László’s story maps neither to a tragic nor a triumphalist arc as his inspired idealism dissipates into irascible individualism. He quickly learns where the elite draw demarcations of whiteness and wealth—close enough to benefit from his intelligence, far enough to remain mostly invisible. And without hammering the budding alliance between Black and Jewish Americans too forcefully, the intermittent presence of Isaach de Bankolé’s laboring partner Gordon serves as a constant counterpoint to any illusions László might have about unconditional freedom.
Though The Brutalist draws a subtle parallel between the strength of Pennsylvania’s steel exports and their Jewish imports, Corbet demonstrates the limits of a diverse community’s resolve and resilience in the face of hegemonic power. Assimilation is just accommodation, not acceptance. In one of the exceedingly few on-the-nose moments during The Brutalist’s running time, Harry hammers this home by warning László: “We tolerate you.”

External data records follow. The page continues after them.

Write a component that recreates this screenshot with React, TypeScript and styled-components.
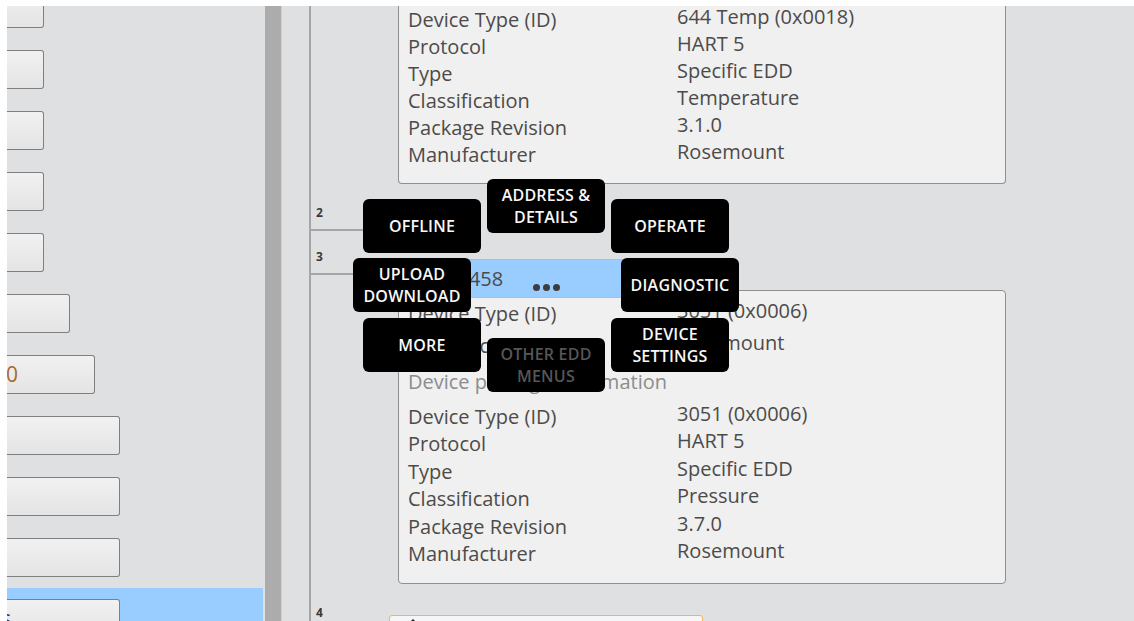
import React from "react";
import styled, { createGlobalStyle, css } from "styled-components";

const GlobalStyle = createGlobalStyle`
  html, body {
    margin: 0;
    padding: 0;
    background: #ffffff;
    overflow: hidden;
  }
  * { box-sizing: border-box; }
`;

const Shell = styled.div`
  display: flex;
  width: 1134px;
  height: 621px;
  padding: 6px 0 0 7px;
  background: #ffffff;
  font-family: "Open Sans", "Noto Sans", sans-serif;
  overflow: hidden;
`;

/* ---------- left tree of fields ---------- */

const Sidebar = styled.aside`
  flex: none;
  width: 258px;
  padding-right: 2px;
  background: #dfe0e2;
  overflow: hidden;
`;

const SideList = styled.div`
  display: flex;
  flex-direction: column;
  margin-top: -28px;
`;

const SideRow = styled.div<{ $selected?: boolean }>`
  flex: none;
  height: 61px;
  padding-top: 11px;
  background: ${(p) => (p.$selected ? "#99ccff" : "transparent")};
`;

const FieldButton = styled.div<{ $width: number }>`
  display: flex;
  align-items: center;
  width: ${(p) => p.$width}px;
  height: 39px;
  border: 1px solid #7f7f7f;
  border-left: none;
  border-radius: 0 3px 3px 0;
  background: linear-gradient(#f1f1f1, #e4e4e4);
  overflow: hidden;
`;

const FieldText = styled.span<{ $tone: string; $shift: number }>`
  margin-left: ${(p) => p.$shift}px;
  font-size: 21px;
  line-height: 1;
  color: ${(p) => p.$tone};
  white-space: nowrap;
`;

const Splitter = styled.div`
  flex: none;
  width: 17px;
  background: #acacac;
  border-right: 1px solid #cfcfcf;
`;

/* ---------- main device tree ---------- */

const Main = styled.main`
  position: relative;
  flex: 1;
  background: #dfe0e2;
  overflow: hidden;
`;

const Tree = styled.div`
  display: flex;
  flex-direction: column;
  min-height: 100%;
  margin-left: 27px;
  border-left: 2px solid #a6a6a6;
`;

const NodeRow = styled.div<{ $gap: number; $height?: number }>`
  display: grid;
  grid-template-columns: 78px 1fr;
  margin-top: ${(p) => p.$gap}px;
  ${(p) => p.$height && css`height: ${p.$height}px;`}
  flex: none;
`;

const Gutter = styled.div`
  display: flex;
  flex-direction: column;
`;

const NodeNumber = styled.span`
  height: 12px;
  margin-top: -8px;
  padding-left: 5px;
  font-size: 12px;
  font-weight: 700;
  line-height: 12px;
  color: #3d3935;
`;

const Branch = styled.span`
  height: 2px;
  margin-top: 10px;
  background: #a6a6a6;
`;

const NodeBody = styled.div`
  display: flex;
  flex-direction: column;
`;

const NodeHeader = styled.div<{ $active?: boolean }>`
  position: relative;
  z-index: 1;
  display: flex;
  align-items: center;
  gap: 8px;
  width: 314px;
  height: 39px;
  padding-left: 16px;
  border: 1px solid #f2b457;
  border-radius: 3px;
  background: ${(p) => (p.$active ? "#99ccff" : "#f6f6f6")};
  font-size: 20px;
  color: #4a4a4a;
`;

const HeaderIcon = styled.svg`
  flex: none;
  align-self: flex-start;
  margin-top: 2px;
`;

const Card = styled.section<{ $clipTop?: boolean; $pad: string; $overlap?: number }>`
  width: 608px;
  margin-left: 9px;
  margin-top: ${(p) => (p.$overlap ? -p.$overlap : 0)}px;
  padding: ${(p) => p.$pad};
  background: #f0f0f0;
  border: 1px solid #8f8f8f;
  border-radius: 4px;
  ${(p) =>
    p.$clipTop &&
    css`
      border-top: none;
      border-top-left-radius: 0;
      border-top-right-radius: 0;
    `}
`;

const InfoGrid = styled.dl<{ $line: number; $rowGap?: number; $top?: number }>`
  display: grid;
  grid-template-columns: 269px 1fr;
  row-gap: ${(p) => p.$rowGap ?? 0}px;
  margin: ${(p) => p.$top ?? 0}px 0 0 0;
  padding-left: 9px;
  font-size: 20px;
  line-height: ${(p) => p.$line}px;
  color: #4d4b49;
`;

const Label = styled.dt`
  margin: 0;
  white-space: nowrap;
`;

const Value = styled.dd`
  margin: -3px 0 0 0;
  white-space: nowrap;
`;

const SubHeading = styled.div`
  margin-top: 9px;
  padding-left: 9px;
  font-size: 20px;
  line-height: 27px;
  color: #8c8c8c;
`;

/* ---------- radial context menu ---------- */

const MenuTile = styled.div<{ $x: number; $y: number; $disabled?: boolean }>`
  position: absolute;
  left: ${(p) => p.$x}px;
  top: ${(p) => p.$y}px;
  z-index: 5;
  display: flex;
  align-items: center;
  justify-content: center;
  width: 118px;
  height: 54px;
  border-radius: 6px;
  background: #000000;
  color: ${(p) => (p.$disabled ? "#565656" : "#f7f7f7")};
  font-size: 16px;
  font-weight: 600;
  line-height: 22px;
  letter-spacing: 0.2px;
  text-align: center;
  text-transform: uppercase;
  white-space: pre-line;
`;

const MenuDots = styled.div`
  position: absolute;
  left: 251px;
  top: 278px;
  z-index: 4;
  display: flex;
  gap: 3px;
`;

const Dot = styled.span`
  width: 7px;
  height: 7px;
  border-radius: 50%;
  background: #3d3d3d;
`;

type Row = [string, string];

const tempRows: Row[] = [
  ["Device Type (ID)", "644 Temp (0x0018)"],
  ["Protocol", "HART 5"],
  ["Type", "Specific EDD"],
  ["Classification", "Temperature"],
  ["Package Revision", "3.1.0"],
  ["Manufacturer", "Rosemount"],
];

const pressureSummary: Row[] = [
  ["Device Type (ID)", "3051 (0x0006)"],
  ["Manufacturer", "Rosemount"],
];

const pressureRows: Row[] = [
  ["Device Type (ID)", "3051 (0x0006)"],
  ["Protocol", "HART 5"],
  ["Type", "Specific EDD"],
  ["Classification", "Pressure"],
  ["Package Revision", "3.7.0"],
  ["Manufacturer", "Rosemount"],
];

const fields: { width: number; text?: string; tone?: string; shift?: number }[] = [
  { width: 37 },
  { width: 37 },
  { width: 37 },
  { width: 37 },
  { width: 37 },
  { width: 63 },
  { width: 88, text: "0", tone: "#a6682c", shift: -1 },
  { width: 113 },
  { width: 113 },
  { width: 113 },
  { width: 113, text: "s", tone: "#1f3d6e", shift: -6 },
];

const menu: { label: string; x: number; y: number; disabled?: boolean }[] = [
  { label: "Offline", x: 81, y: 193 },
  { label: "Address &\nDetails", x: 205, y: 173 },
  { label: "Operate", x: 329, y: 193 },
  { label: "Upload\nDownload", x: 71, y: 252 },
  { label: "Diagnostic", x: 339, y: 252 },
  { label: "More", x: 81, y: 312 },
  { label: "Other EDD\nMenus", x: 205, y: 332, disabled: true },
  { label: "Device\nSettings", x: 329, y: 312 },
];

const Info = ({ rows, line, rowGap, top }: { rows: Row[]; line: number; rowGap?: number; top?: number }) => (
  <InfoGrid $line={line} $rowGap={rowGap} $top={top}>
    {rows.map(([k, v], i) => (
      <React.Fragment key={i}>
        <Label>{k}</Label>
        <Value>{v}</Value>
      </React.Fragment>
    ))}
  </InfoGrid>
);

const DeviceGlyph = () => (
  <HeaderIcon width="14" height="22" viewBox="0 0 14 22">
    <path d="M7 1 L12 6 H9 V11 H5 V6 H2 Z" fill="#1d1d1d" />
    <rect x="2" y="13" width="10" height="8" rx="1.5" fill="#1d1d1d" />
  </HeaderIcon>
);

export default function App() {
  return (
    <>
      <GlobalStyle />
      <Shell>
        <Sidebar>
          <SideList>
            {fields.map((f, i) => (
              <SideRow key={i} $selected={i === fields.length - 1}>
                <FieldButton $width={f.width}>
                  {f.text && (
                    <FieldText $tone={f.tone ?? "#444"} $shift={f.shift ?? 0}>
                      {f.text}
                    </FieldText>
                  )}
                </FieldButton>
              </SideRow>
            ))}
          </SideList>
        </Sidebar>
        <Splitter />
        <Main>
          <Tree>
            <NodeRow $gap={0}>
              <Gutter />
              <NodeBody>
                <Card $clipTop $pad="0 0 14px 0">
                  <Info rows={tempRows} line={27.1} />
                </Card>
              </NodeBody>
            </NodeRow>

            <NodeRow $gap={31} $height={44}>
              <Gutter>
                <NodeNumber>2</NodeNumber>
                <Branch />
              </Gutter>
              <NodeBody />
            </NodeRow>

            <NodeRow $gap={0}>
              <Gutter>
                <NodeNumber>3</NodeNumber>
                <Branch />
              </Gutter>
              <NodeBody>
                <NodeHeader $active>
                  <DeviceGlyph />
                  <span>PT-1458</span>
                </NodeHeader>
                <Card $overlap={8} $pad="9px 0 15px 0">
                  <Info rows={pressureSummary} line={27.1} rowGap={5} />
                  <SubHeading>Device package information</SubHeading>
                  <Info rows={pressureRows} line={27.5} top={8} />
                </Card>
              </NodeBody>
            </NodeRow>

            <NodeRow $gap={31}>
              <Gutter>
                <NodeNumber>4</NodeNumber>
                <Branch />
              </Gutter>
              <NodeBody>
                <NodeHeader>
                  <DeviceGlyph />
                  <span>TT-2210</span>
                </NodeHeader>
              </NodeBody>
            </NodeRow>
          </Tree>

          <MenuDots>
            <Dot />
            <Dot />
            <Dot />
          </MenuDots>
          {menu.map((m) => (
            <MenuTile key={m.label} $x={m.x} $y={m.y} $disabled={m.disabled}>
              {m.label}
            </MenuTile>
          ))}
        </Main>
      </Shell>
    </>
  );
}
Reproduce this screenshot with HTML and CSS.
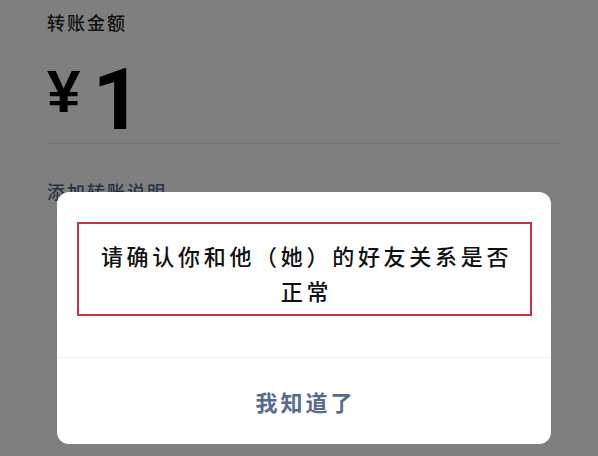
FILE: index.html
```html
<!DOCTYPE html>
<html lang="zh-CN">
<head>
<meta charset="utf-8">
<title>转账</title>
<link rel="stylesheet" href="styles.css">
</head>
<body>
<div class="page">
  <div class="label">转账金额</div>
  <div class="amount">
    <span class="yen">¥</span>
    <span class="num">1</span>
  </div>
  <div class="note">添加转账说明</div>
</div>
<div class="dialog">
  <div class="dialog-body">
    <div class="message">请确认你和他（她）的好友关系是否正常</div>
  </div>
  <div class="dialog-footer">
    <span class="btn">我知道了</span>
  </div>
</div>
</body>
</html>
```

FILE: styles.css
```css
html, body {
  margin: 0;
  padding: 0;
}
body {
  background: #7f7f7f;
  width: 598px;
  height: 456px;
  overflow: hidden;
  position: relative;
  font-family: "Noto Sans CJK SC", "Noto Sans", sans-serif;
}
.page {
  padding: 10px 38px 0 47px;
}
.label {
  font-size: 18px;
  line-height: 24px;
  letter-spacing: 2px;
  color: #111;
  font-weight: 500;
}
.amount {
  display: flex;
  align-items: flex-start;
  margin-top: 23px;
  height: 86px;
  border-bottom: 1px solid #737373;
  font-weight: bold;
  color: #000;
}
.yen {
  font-family: "Liberation Sans", Arial, sans-serif;
  font-size: 60px;
  line-height: 60px;
  margin-top: 5px;
}
.num {
  font-family: Roboto, "Liberation Sans", sans-serif;
  font-size: 86px;
  line-height: 86px;
  margin-left: 12px;
}
.note {
  margin-top: 35px;
  font-size: 18px;
  line-height: 24px;
  letter-spacing: 2px;
  color: #27324a;
  font-weight: 500;
}
.dialog {
  position: absolute;
  left: 57px;
  top: 192px;
  width: 494px;
  height: 252px;
  background: #fff;
  border-radius: 12px;
  display: flex;
  flex-direction: column;
}
.dialog-body {
  padding: 30px 19px 0 20px;
  height: 165px;
  box-sizing: border-box;
}
.message {
  height: 94px;
  box-sizing: border-box;
  border: 2px solid #c9353e;
  padding: 14px 16px 0 20px;
  text-align: center;
  font-size: 22px;
  line-height: 35px;
  letter-spacing: 3.7px;
  color: #111;
  font-weight: 500;
}
.dialog-footer {
  flex: 1;
  border-top: 1px solid #f0f0f0;
  display: flex;
  align-items: center;
  justify-content: center;
}
.btn {
  font-size: 22px;
  font-weight: bold;
  letter-spacing: 3px;
  color: #576b8e;
  margin-left: 3px;
}
```
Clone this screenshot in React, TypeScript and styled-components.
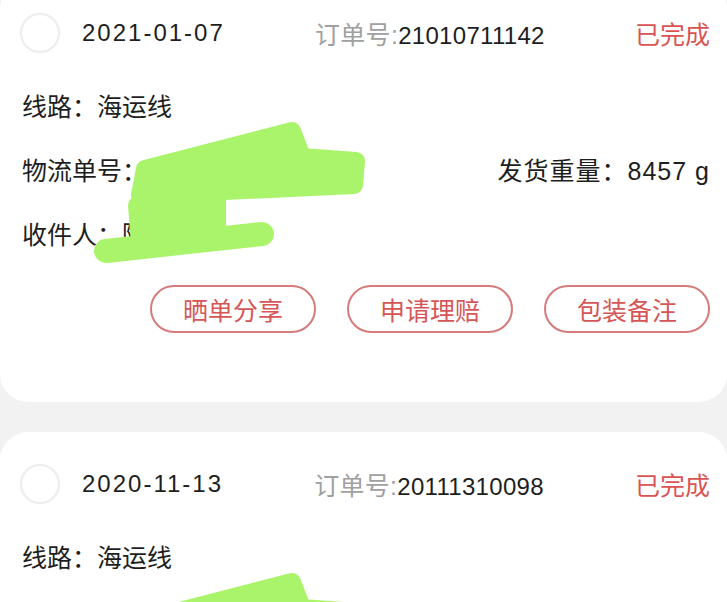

The America of the film is a jealous god requiring ritual sacrifice to achieve one’s destiny. The promises of her bountiful blessings give way to a possessiveness that Corbet captures in several fleeting—but chilling—montages of ordinary people clutching their belongings despite facing no real threat of theft. László’s story both fulfills and repudiates the post-war promises of a nation, a feature which ensures he’s never reducible to the simple embodiment of a philosophy. He’s an imperfect but never inconsistent protagonist, which is part of why his jagged edges mesh so well with the airtight construction of the film. Corbet builds on celluloid what László does with concrete: an unvarnished monument to the authentic American character.